**DATASET EXCERPT:**
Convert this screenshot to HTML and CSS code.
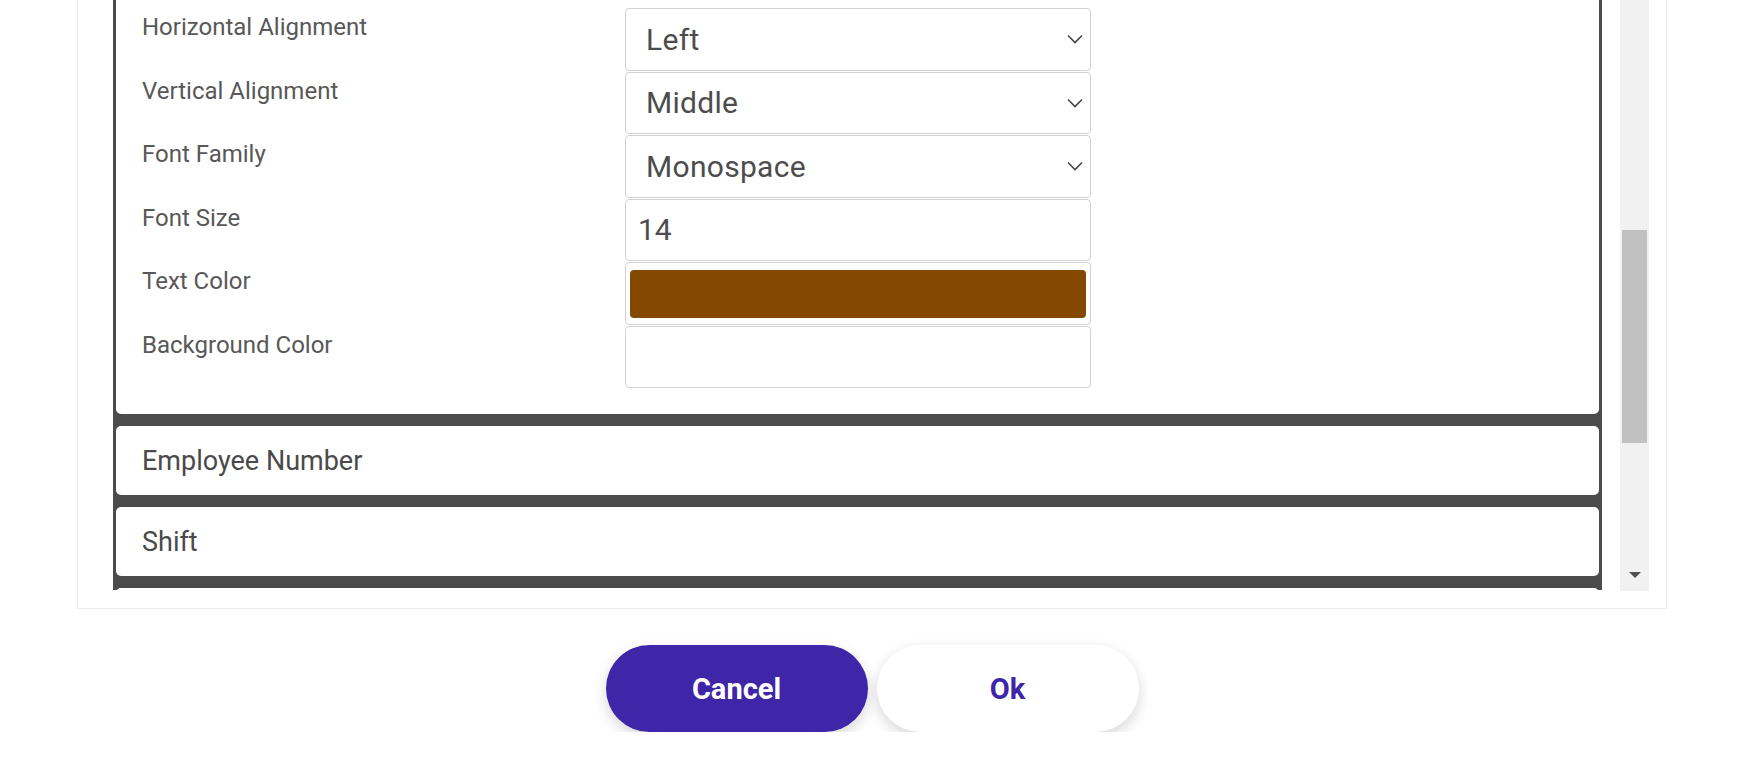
FILE: index.html
```html
<!doctype html>
<html lang="en">
  <head>
    <meta charset="UTF-8" />
    <meta name="viewport" content="width=device-width, initial-scale=1.0" />
    <title>Field Settings</title>
    <link rel="stylesheet" href="styles.css">
  </head>
  <body>
    <div class="dialog">
      <!-- Field list -->
      <section class="panel">
        <div class="scroll-area">
          <div class="field-list" id="fieldList">
            <div class="field open">
              <div class="field-head">Employee Name</div>
              <div class="props">
                <div class="prop-label" id="firstVisibleRow">Horizontal Alignment</div>
                <div class="control select-wrap">
                  <select class="select">
                    <option>Left</option>
                    <option>Center</option>
                    <option>Right</option>
                  </select>
                  <svg class="chevron" width="16" height="10" viewBox="0 0 16 10"><polyline points="1,1.5 8,8.5 15,1.5" /></svg>
                </div>

                <div class="prop-label">Vertical Alignment</div>
                <div class="control select-wrap">
                  <select class="select">
                    <option>Top</option>
                    <option selected>Middle</option>
                    <option>Bottom</option>
                  </select>
                  <svg class="chevron" width="16" height="10" viewBox="0 0 16 10"><polyline points="1,1.5 8,8.5 15,1.5" /></svg>
                </div>

                <div class="prop-label">Font Family</div>
                <div class="control select-wrap">
                  <select class="select">
                    <option>Sans Serif</option>
                    <option>Serif</option>
                    <option selected>Monospace</option>
                  </select>
                  <svg class="chevron" width="16" height="10" viewBox="0 0 16 10"><polyline points="1,1.5 8,8.5 15,1.5" /></svg>
                </div>

                <div class="prop-label">Font Size</div>
                <div class="control"><input class="text-input" type="text" value="14" /></div>

                <div class="prop-label">Text Color</div>
                <div class="control color-box"><div class="swatch swatch-brown"></div></div>

                <div class="prop-label">Background Color</div>
                <div class="control color-box"></div>
              </div>
            </div>
            <div class="field"><div class="field-head">Employee Number</div></div>
            <div class="field"><div class="field-head">Shift</div></div>
            <div class="field"><div class="field-head">Department</div></div>
            <div class="field"><div class="field-head">Start Date</div></div>
          </div>

          <div class="scrollbar">
            <div class="thumb"></div>
            <div class="arrow-down"><span class="triangle"></span></div>
          </div>
        </div>
      </section>

      <!-- Actions -->
      <div class="actions">
        <button class="btn btn-cancel">Cancel</button>
        <button class="btn btn-ok">Ok</button>
      </div>
    </div>

    <script src="script.js"></script>
  </body>
</html>
```

FILE: styles.css
```css
* {
  margin: 0;
  padding: 0;
  box-sizing: border-box;
}
body {
  font-family: Roboto, "Noto Sans", Arial, sans-serif;
  background: #fff;
  color: #4d4d4d;
}
.dialog {
  width: 1590px;
  margin-left: 77px;
}
.panel {
  border: 1px solid #ebebeb;
  border-top: none;
  padding: 0 17px 18px 35px;
}
.scroll-area {
  display: flex;
  gap: 18px;
  height: 590px;
}
.field-list {
  width: 1489px;
  height: 590px;
  overflow: hidden;
  background: #4b4b4b;
  padding: 0 3px;
}
.field {
  background: #fff;
  border-radius: 5px;
  margin-bottom: 12px;
}
.field-head {
  height: 69px;
  display: flex;
  align-items: center;
  padding-left: 26px;
  font-size: 27px;
  color: #4a4a4a;
}
.props {
  display: grid;
  grid-template-columns: 483px 466px;
  row-gap: 1px;
  padding: 20px 26px 26px;
}
.prop-label {
  font-size: 24px;
  line-height: 29px;
  padding-top: 5px;
  color: #585858;
}
.control {
  height: 62.5px;
  border: 1px solid #d2d2d2;
  border-radius: 4px;
  background: #fff;
}
.select-wrap {
  position: relative;
}
.select {
  appearance: none;
  -webkit-appearance: none;
  width: 100%;
  height: 100%;
  border: none;
  background: transparent;
  outline: none;
  font-family: inherit;
  font-size: 30px;
  color: #4d4d4d;
  padding-left: 20px;
  letter-spacing: 0.3px;
}
.chevron {
  position: absolute;
  right: 7px;
  top: 25px;
  fill: none;
  stroke: #454545;
  stroke-width: 1.6;
}
.text-input {
  width: 100%;
  height: 100%;
  border: none;
  outline: none;
  background: transparent;
  font-family: inherit;
  font-size: 30px;
  color: #4d4d4d;
  padding-left: 12px;
}
.color-box {
  padding: 7px 4px 6px;
}
.swatch {
  height: 100%;
  border-radius: 4px;
}
.swatch-brown {
  background: #844800;
}
.scrollbar {
  width: 29px;
  height: 591px;
  background: #f1f1f1;
  display: flex;
  flex-direction: column;
}
.thumb {
  margin: 230px 2px 0;
  height: 213px;
  background: #c1c1c1;
}
.arrow-down {
  margin-top: auto;
  height: 32px;
  display: flex;
  align-items: center;
  justify-content: center;
}
.triangle {
  width: 0;
  height: 0;
  border-left: 6.5px solid transparent;
  border-right: 6.5px solid transparent;
  border-top: 6px solid #505050;
}
.actions {
  display: flex;
  justify-content: center;
  gap: 9px;
  margin-top: 36px;
}
.btn {
  width: 262px;
  height: 87px;
  border: none;
  border-radius: 44px;
  font-family: inherit;
  font-size: 29px;
  font-weight: 700;
  box-shadow: 0 5px 14px rgba(0, 0, 0, 0.16);
  cursor: pointer;
}
.btn-cancel {
  background: #3f25a8;
  color: #fff;
}
.btn-ok {
  background: #fff;
  color: #3f25a8;
}
```

FILE: script.js
```js
// Keep the list scrolled to the alignment settings
const list = document.getElementById('fieldList');
const row = document.getElementById('firstVisibleRow');
list.scrollTop = row.getBoundingClientRect().top - list.getBoundingClientRect().top - 8;
```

**PROBLEM TO WORK ON:** Reproduce the whole listing above word for word, but not its pictures.

**TASK ANSWER:**
Convert this screenshot to HTML and CSS code.
FILE: index.html
```html
<!doctype html>
<html lang="en">
  <head>
    <meta charset="UTF-8" />
    <meta name="viewport" content="width=device-width, initial-scale=1.0" />
    <title>Field Settings</title>
    <link rel="stylesheet" href="styles.css">
  </head>
  <body>
    <div class="dialog">
      <!-- Field list -->
      <section class="panel">
        <div class="scroll-area">
          <div class="field-list" id="fieldList">
            <div class="field open">
              <div class="field-head">Employee Name</div>
              <div class="props">
                <div class="prop-label" id="firstVisibleRow">Horizontal Alignment</div>
                <div class="control select-wrap">
                  <select class="select">
                    <option>Left</option>
                    <option>Center</option>
                    <option>Right</option>
                  </select>
                  <svg class="chevron" width="16" height="10" viewBox="0 0 16 10"><polyline points="1,1.5 8,8.5 15,1.5" /></svg>
                </div>

                <div class="prop-label">Vertical Alignment</div>
                <div class="control select-wrap">
                  <select class="select">
                    <option>Top</option>
                    <option selected>Middle</option>
                    <option>Bottom</option>
                  </select>
                  <svg class="chevron" width="16" height="10" viewBox="0 0 16 10"><polyline points="1,1.5 8,8.5 15,1.5" /></svg>
                </div>

                <div class="prop-label">Font Family</div>
                <div class="control select-wrap">
                  <select class="select">
                    <option>Sans Serif</option>
                    <option>Serif</option>
                    <option selected>Monospace</option>
                  </select>
                  <svg class="chevron" width="16" height="10" viewBox="0 0 16 10"><polyline points="1,1.5 8,8.5 15,1.5" /></svg>
                </div>

                <div class="prop-label">Font Size</div>
                <div class="control"><input class="text-input" type="text" value="14" /></div>

                <div class="prop-label">Text Color</div>
                <div class="control color-box"><div class="swatch swatch-brown"></div></div>

                <div class="prop-label">Background Color</div>
                <div class="control color-box"></div>
              </div>
            </div>
            <div class="field"><div class="field-head">Employee Number</div></div>
            <div class="field"><div class="field-head">Shift</div></div>
            <div class="field"><div class="field-head">Department</div></div>
            <div class="field"><div class="field-head">Start Date</div></div>
          </div>

          <div class="scrollbar">
            <div class="thumb"></div>
            <div class="arrow-down"><span class="triangle"></span></div>
          </div>
        </div>
      </section>

      <!-- Actions -->
      <div class="actions">
        <button class="btn btn-cancel">Cancel</button>
        <button class="btn btn-ok">Ok</button>
      </div>
    </div>

    <script src="script.js"></script>
  </body>
</html>
```

FILE: styles.css
```css
* {
  margin: 0;
  padding: 0;
  box-sizing: border-box;
}
body {
  font-family: Roboto, "Noto Sans", Arial, sans-serif;
  background: #fff;
  color: #4d4d4d;
}
.dialog {
  width: 1590px;
  margin-left: 77px;
}
.panel {
  border: 1px solid #ebebeb;
  border-top: none;
  padding: 0 17px 18px 35px;
}
.scroll-area {
  display: flex;
  gap: 18px;
  height: 590px;
}
.field-list {
  width: 1489px;
  height: 590px;
  overflow: hidden;
  background: #4b4b4b;
  padding: 0 3px;
}
.field {
  background: #fff;
  border-radius: 5px;
  margin-bottom: 12px;
}
.field-head {
  height: 69px;
  display: flex;
  align-items: center;
  padding-left: 26px;
  font-size: 27px;
  color: #4a4a4a;
}
.props {
  display: grid;
  grid-template-columns: 483px 466px;
  row-gap: 1px;
  padding: 20px 26px 26px;
}
.prop-label {
  font-size: 24px;
  line-height: 29px;
  padding-top: 5px;
  color: #585858;
}
.control {
  height: 62.5px;
  border: 1px solid #d2d2d2;
  border-radius: 4px;
  background: #fff;
}
.select-wrap {
  position: relative;
}
.select {
  appearance: none;
  -webkit-appearance: none;
  width: 100%;
  height: 100%;
  border: none;
  background: transparent;
  outline: none;
  font-family: inherit;
  font-size: 30px;
  color: #4d4d4d;
  padding-left: 20px;
  letter-spacing: 0.3px;
}
.chevron {
  position: absolute;
  right: 7px;
  top: 25px;
  fill: none;
  stroke: #454545;
  stroke-width: 1.6;
}
.text-input {
  width: 100%;
  height: 100%;
  border: none;
  outline: none;
  background: transparent;
  font-family: inherit;
  font-size: 30px;
  color: #4d4d4d;
  padding-left: 12px;
}
.color-box {
  padding: 7px 4px 6px;
}
.swatch {
  height: 100%;
  border-radius: 4px;
}
.swatch-brown {
  background: #844800;
}
.scrollbar {
  width: 29px;
  height: 591px;
  background: #f1f1f1;
  display: flex;
  flex-direction: column;
}
.thumb {
  margin: 230px 2px 0;
  height: 213px;
  background: #c1c1c1;
}
.arrow-down {
  margin-top: auto;
  height: 32px;
  display: flex;
  align-items: center;
  justify-content: center;
}
.triangle {
  width: 0;
  height: 0;
  border-left: 6.5px solid transparent;
  border-right: 6.5px solid transparent;
  border-top: 6px solid #505050;
}
.actions {
  display: flex;
  justify-content: center;
  gap: 9px;
  margin-top: 36px;
}
.btn {
  width: 262px;
  height: 87px;
  border: none;
  border-radius: 44px;
  font-family: inherit;
  font-size: 29px;
  font-weight: 700;
  box-shadow: 0 5px 14px rgba(0, 0, 0, 0.16);
  cursor: pointer;
}
.btn-cancel {
  background: #3f25a8;
  color: #fff;
}
.btn-ok {
  background: #fff;
  color: #3f25a8;
}
```

FILE: script.js
```js
// Keep the list scrolled to the alignment settings
const list = document.getElementById('fieldList');
const row = document.getElementById('firstVisibleRow');
list.scrollTop = row.getBoundingClientRect().top - list.getBoundingClientRect().top - 8;
```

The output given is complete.